* _What is expected_
Report every line in the listing that contains the string "styles".

* _Data for processing_
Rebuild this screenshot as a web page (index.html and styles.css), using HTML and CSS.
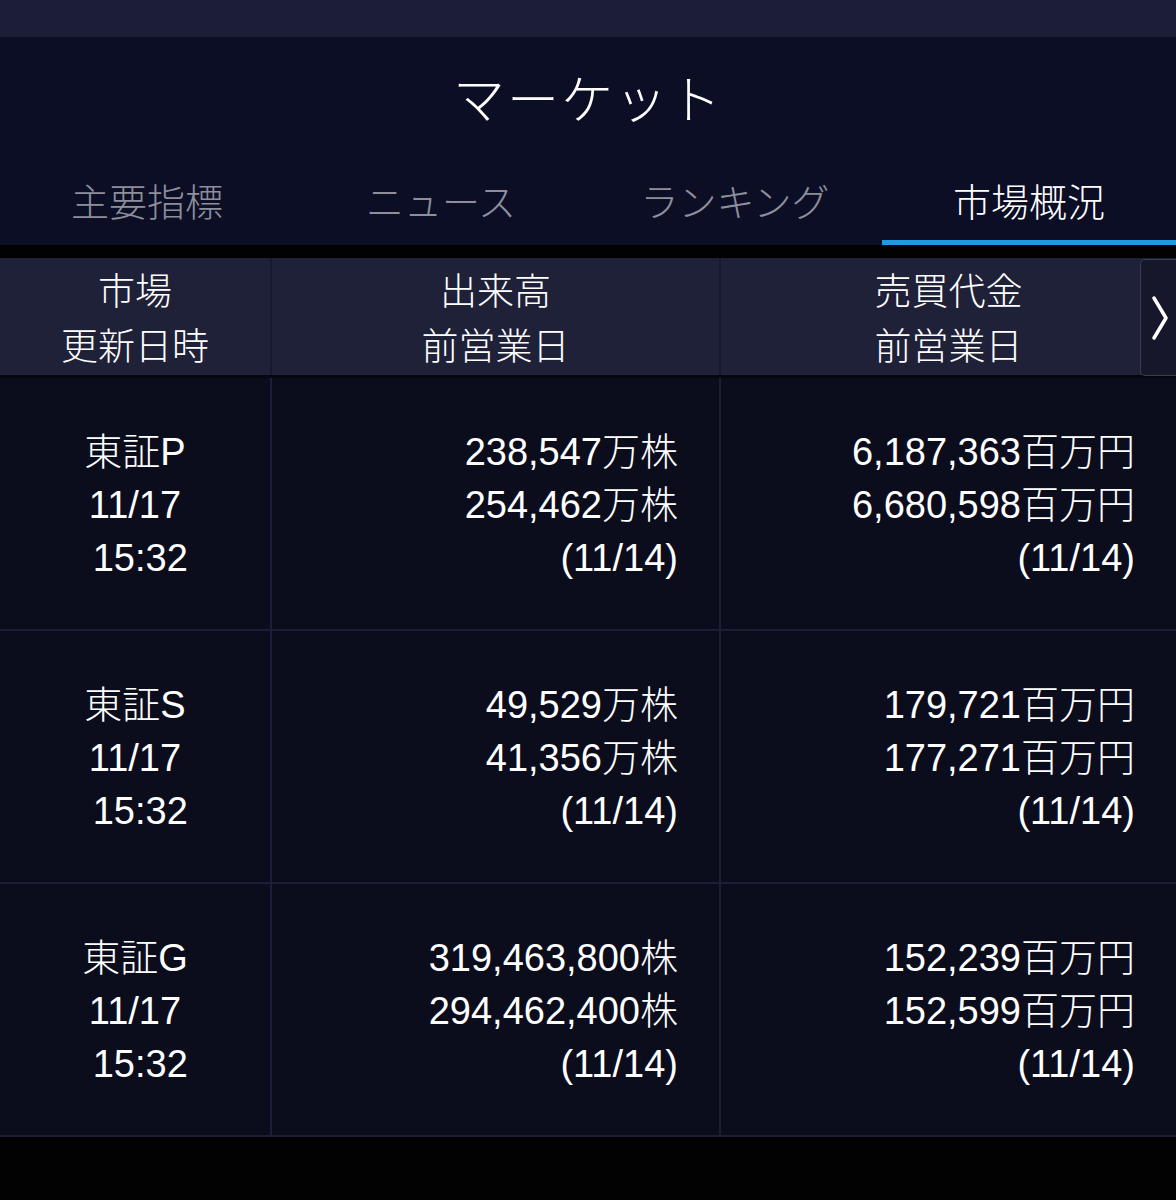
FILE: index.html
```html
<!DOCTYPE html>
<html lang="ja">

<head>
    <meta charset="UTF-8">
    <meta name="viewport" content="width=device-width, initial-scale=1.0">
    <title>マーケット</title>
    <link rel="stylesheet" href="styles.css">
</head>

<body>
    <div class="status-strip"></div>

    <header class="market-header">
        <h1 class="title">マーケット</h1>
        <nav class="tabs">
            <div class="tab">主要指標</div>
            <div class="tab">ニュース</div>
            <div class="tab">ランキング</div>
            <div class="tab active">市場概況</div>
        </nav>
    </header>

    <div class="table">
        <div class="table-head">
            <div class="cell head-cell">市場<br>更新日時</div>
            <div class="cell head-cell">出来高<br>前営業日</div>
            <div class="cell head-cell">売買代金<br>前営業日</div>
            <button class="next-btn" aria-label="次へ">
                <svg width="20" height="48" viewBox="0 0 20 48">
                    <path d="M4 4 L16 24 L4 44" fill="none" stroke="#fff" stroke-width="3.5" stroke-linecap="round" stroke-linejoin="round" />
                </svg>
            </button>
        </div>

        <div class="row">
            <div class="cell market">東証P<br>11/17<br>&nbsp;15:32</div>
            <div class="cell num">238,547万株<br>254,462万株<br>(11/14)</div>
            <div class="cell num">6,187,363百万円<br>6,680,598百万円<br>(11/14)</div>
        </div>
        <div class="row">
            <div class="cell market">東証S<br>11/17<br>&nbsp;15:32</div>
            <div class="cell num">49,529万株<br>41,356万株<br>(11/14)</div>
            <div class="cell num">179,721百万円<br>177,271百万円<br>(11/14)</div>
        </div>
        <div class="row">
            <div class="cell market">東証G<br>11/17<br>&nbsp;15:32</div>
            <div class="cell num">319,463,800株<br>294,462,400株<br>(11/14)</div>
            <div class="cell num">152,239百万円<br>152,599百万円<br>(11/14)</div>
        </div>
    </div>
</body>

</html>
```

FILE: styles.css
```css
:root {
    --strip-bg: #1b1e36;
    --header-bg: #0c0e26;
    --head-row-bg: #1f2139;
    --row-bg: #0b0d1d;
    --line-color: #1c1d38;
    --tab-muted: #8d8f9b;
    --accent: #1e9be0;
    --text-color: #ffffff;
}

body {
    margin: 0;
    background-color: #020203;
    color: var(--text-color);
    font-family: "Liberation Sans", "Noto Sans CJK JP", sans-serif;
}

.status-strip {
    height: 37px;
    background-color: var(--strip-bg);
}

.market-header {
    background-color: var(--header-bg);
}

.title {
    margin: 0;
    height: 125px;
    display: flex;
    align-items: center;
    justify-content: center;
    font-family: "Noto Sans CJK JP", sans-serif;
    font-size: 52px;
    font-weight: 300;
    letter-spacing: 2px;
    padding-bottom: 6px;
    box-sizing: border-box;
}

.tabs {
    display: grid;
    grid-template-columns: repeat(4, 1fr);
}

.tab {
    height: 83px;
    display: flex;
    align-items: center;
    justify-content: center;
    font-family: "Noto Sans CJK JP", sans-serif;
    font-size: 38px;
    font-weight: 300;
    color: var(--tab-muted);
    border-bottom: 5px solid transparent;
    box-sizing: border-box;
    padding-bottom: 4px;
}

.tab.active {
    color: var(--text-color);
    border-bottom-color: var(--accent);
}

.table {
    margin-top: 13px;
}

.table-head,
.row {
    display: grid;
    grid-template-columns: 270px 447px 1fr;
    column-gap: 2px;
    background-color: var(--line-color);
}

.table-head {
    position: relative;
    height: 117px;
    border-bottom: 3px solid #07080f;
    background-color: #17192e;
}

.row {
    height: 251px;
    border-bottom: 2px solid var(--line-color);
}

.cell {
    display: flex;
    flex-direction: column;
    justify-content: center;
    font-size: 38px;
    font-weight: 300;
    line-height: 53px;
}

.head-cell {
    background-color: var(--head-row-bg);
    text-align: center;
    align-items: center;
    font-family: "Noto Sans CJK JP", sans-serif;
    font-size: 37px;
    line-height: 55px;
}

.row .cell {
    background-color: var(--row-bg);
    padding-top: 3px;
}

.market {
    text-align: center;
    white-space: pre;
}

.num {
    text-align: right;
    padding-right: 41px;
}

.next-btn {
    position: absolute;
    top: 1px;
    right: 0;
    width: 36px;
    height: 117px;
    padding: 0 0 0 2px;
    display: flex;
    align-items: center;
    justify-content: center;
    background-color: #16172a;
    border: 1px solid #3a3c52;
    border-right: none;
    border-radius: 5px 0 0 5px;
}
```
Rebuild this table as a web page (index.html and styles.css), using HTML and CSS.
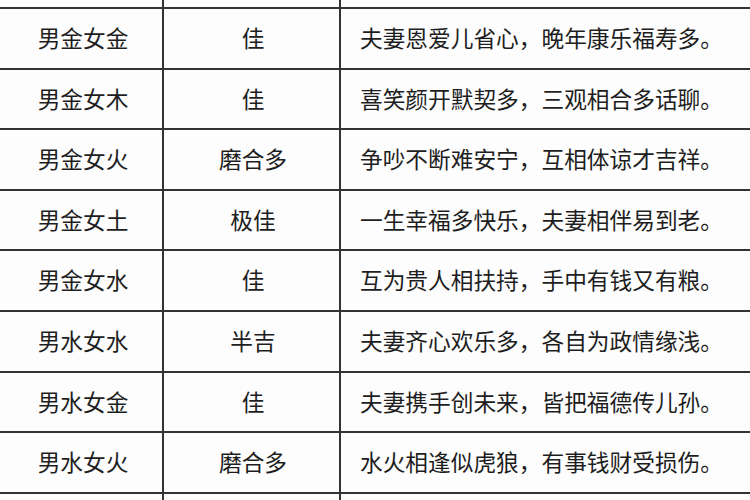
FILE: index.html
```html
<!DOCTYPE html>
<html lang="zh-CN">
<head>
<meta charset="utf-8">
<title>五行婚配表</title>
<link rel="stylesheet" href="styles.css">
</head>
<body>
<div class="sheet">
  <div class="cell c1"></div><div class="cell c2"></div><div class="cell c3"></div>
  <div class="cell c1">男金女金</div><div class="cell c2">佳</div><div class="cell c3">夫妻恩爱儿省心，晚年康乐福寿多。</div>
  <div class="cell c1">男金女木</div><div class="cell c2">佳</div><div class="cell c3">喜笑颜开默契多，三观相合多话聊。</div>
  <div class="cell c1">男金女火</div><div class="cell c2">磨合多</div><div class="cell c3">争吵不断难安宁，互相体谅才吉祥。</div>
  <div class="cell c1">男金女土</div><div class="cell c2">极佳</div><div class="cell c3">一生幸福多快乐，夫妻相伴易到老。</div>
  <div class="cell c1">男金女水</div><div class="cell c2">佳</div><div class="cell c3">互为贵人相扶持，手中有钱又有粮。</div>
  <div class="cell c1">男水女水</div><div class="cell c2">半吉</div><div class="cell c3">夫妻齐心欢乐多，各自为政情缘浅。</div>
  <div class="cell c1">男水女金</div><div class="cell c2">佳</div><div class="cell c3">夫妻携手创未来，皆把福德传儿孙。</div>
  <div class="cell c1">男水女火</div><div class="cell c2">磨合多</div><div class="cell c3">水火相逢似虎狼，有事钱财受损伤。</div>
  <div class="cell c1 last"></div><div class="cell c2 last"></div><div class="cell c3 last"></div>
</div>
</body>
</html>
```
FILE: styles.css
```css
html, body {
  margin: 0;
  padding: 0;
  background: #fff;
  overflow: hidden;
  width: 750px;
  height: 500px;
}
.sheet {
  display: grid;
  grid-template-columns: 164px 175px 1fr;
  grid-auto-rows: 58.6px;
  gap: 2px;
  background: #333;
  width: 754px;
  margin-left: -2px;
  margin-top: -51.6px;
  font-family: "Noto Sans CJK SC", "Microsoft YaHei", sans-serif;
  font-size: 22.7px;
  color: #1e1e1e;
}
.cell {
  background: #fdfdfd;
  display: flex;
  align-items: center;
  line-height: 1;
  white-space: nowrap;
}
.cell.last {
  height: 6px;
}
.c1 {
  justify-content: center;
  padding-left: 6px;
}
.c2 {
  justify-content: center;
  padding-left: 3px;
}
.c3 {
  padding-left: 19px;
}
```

* _Full answer_
Rebuild this screenshot as a web page (index.html and styles.css), using HTML and CSS.
    <link rel="stylesheet" href="styles.css">
FILE: styles.css
Rebuild this table as a web page (index.html and styles.css), using HTML and CSS.
<link rel="stylesheet" href="styles.css">
FILE: styles.css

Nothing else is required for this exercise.